If \(\mu\) is large and \(\sigma\) is small we don’t care about the lower bounds
\[ \begin{aligned} & Y = \{\text{The number of wild boar observed in a 10 acre plot}\} \\ & S_Y = \{0,1,2,...\} \\ \end{aligned} \]
Let \(\ell = \ln{(Y)}\)
\[ S_{\ell} = [0,\infty) \]
\[ T = \{\text{The time it takes for a drug to enter the blood stream}\} \]
Let \(\tilde T = T + 100\)
Now no matter how small \(T\) is, \(\tilde T\) won’t cross \(0\)
If \(\tilde T\) looks bell shaped we can use the normal distribution!
\[ W = \{\text{The proportion of people who get sick at an Aggieville bar}\} \\ \]
Say that \(W\) was right-skewed:
Let \(Q = \arcsin \sqrt{W}\)
Hand-wavey transformations are useful
Let’s look at what we dealt with last class
\[ \mu_{\bar x} = \mu \quad , \quad \sigma_{\bar x} = \frac{\sigma}{\sqrt{n}} \]
Let \(\mu = 10\) and \(\sigma = 5\).

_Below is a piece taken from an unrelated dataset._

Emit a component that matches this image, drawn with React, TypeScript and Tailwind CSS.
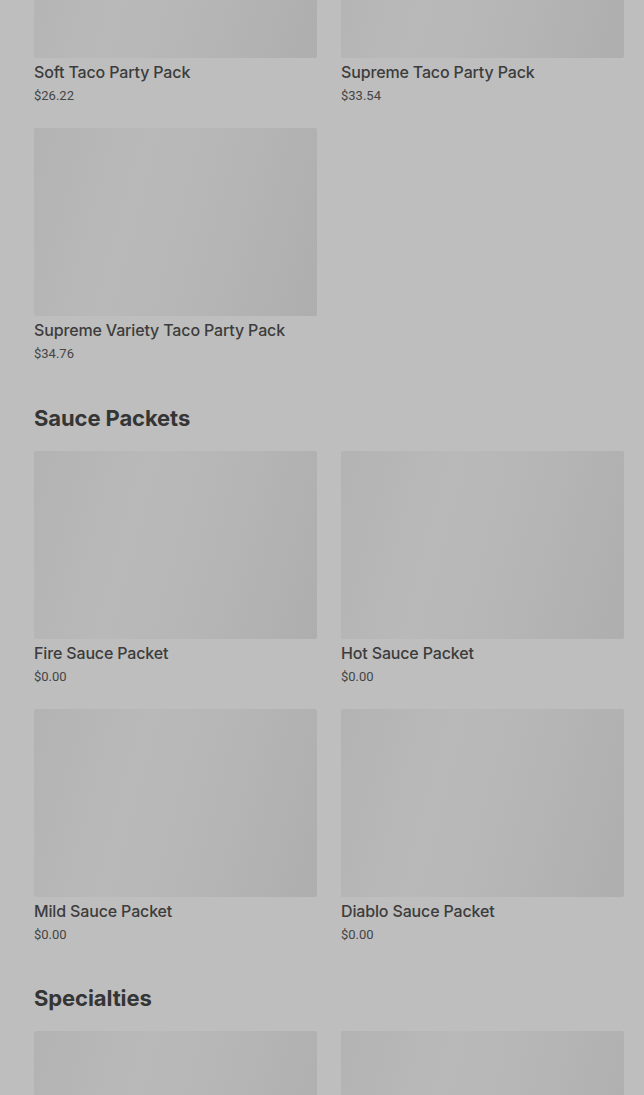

Show the distribution of \(\bar x\) at \(n=1\), \(n=10\), \(n=100\), and \(n=1000\).
As we increase assumptions we see the same result:
More assumptions \(\rightarrow\) more bias
Less assumptions \(\rightarrow\) less variance
What’s a possible explanation for this? Does the opposite relationship make sense?
In distribution theory we seek to:
Formally describe distributions of random variables
Determine their moments and other features
Put them into practice
Locate any useful transformations or cases of the distributions
Let \(X\) be the result of a fair coin toss.
\[ X = \begin{cases} 1 & \text{if heads} \\ 0 & \text{if tails} \\ \end{cases} \]
\[ P(X=x)= \begin{cases} 0.5 & \text{if }\ x=1 \\ 0.5 & \text{if }\ x=0 \end{cases} \]
Let \(X\) be the result of an unfair coin toss.
\[ P(X=x)= \begin{cases} p & \text{if }\ x=1 \\ 1-p & \text{if }\ x=0 \end{cases} \]
\[X \sim \text{Bern}(p)\]
Let \(X\) be the result of \(2\) fair coin tosses.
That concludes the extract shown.